OU Supercomputing Center for Education & Research

Supercomputing Symposium 2003

Wednesday September 24 -
Thursday September 25 2003
at the University of Oklahoma

Dr. Joel Snow
Associate Professor of Physics
Langston University

Joel Snow received a doctoral degree from Yale University in 1983 for research performed at Brookhaven National Laboratory's Alternating Gradient Synchrotron in Long Island, NY. As a collaborator from the University of Oklahoma, where he spent the next decade as postdoctoral research associate and later senior research physicist, Snow participated in E653, a fixed target experiment at Fermi National Laboratory's Tevatron in Batavaia, IL and the CLEO experiment at Cornell's electron-positron storage ring facility. After joining the faculty of Langston University Snow joined the D-Zero experiment at the Tevatron and the ATLAS experiment, which will take data at CERN's Large Hadron Collider in Geneva, Switzerland.

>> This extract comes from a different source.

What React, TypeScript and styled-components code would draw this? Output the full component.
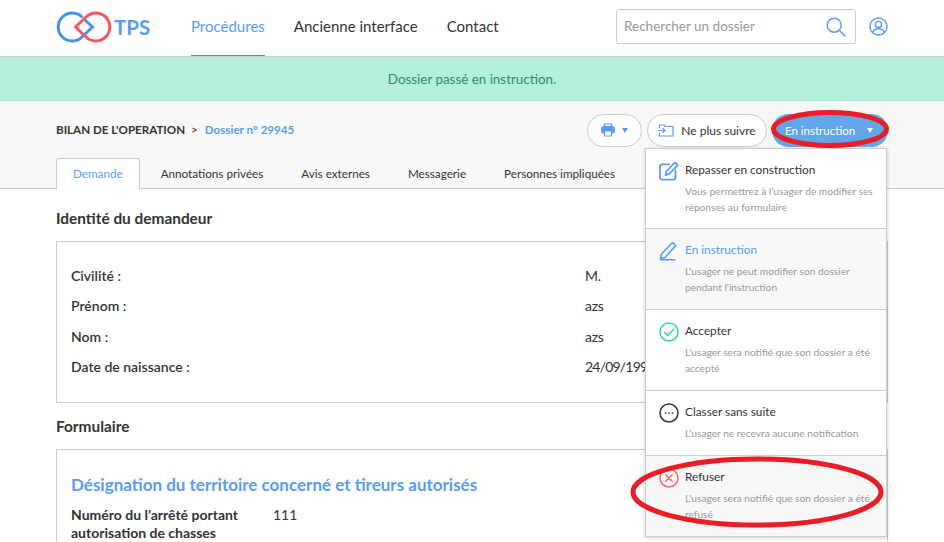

Snow is an associate professor of physics at Langston University and an adjunct associate professor of physics at the University of Oklahoma.

1975 B. S., Physics, Rensselaer Polytechnic Institute
1977 M. Phil., Physics, Yale University
1983 Ph. D., High Energy Physics, Yale University

Talk Abstract
High Energy Physics at OSCER: A User Perspective

A user perspective of the OSCER facility is presented from the viewpoint of experimental high energy physics (HEP). The University of Oklahoma/Langston University (OU/LU) group are collaborators in the D-Zero experiment at Fermilab and the ATLAS experiment at CERN. Outlined here is why OSCER is important for the computing needs of those experiments and how it is and will be used. Presented is an overview of the computing context in operation for those experiments by the OU/LU group. Problems encountered in the implementation of a production simulation system on OSCER are discussed. Work proceeding on several fronts to overcome these problems is briefly described.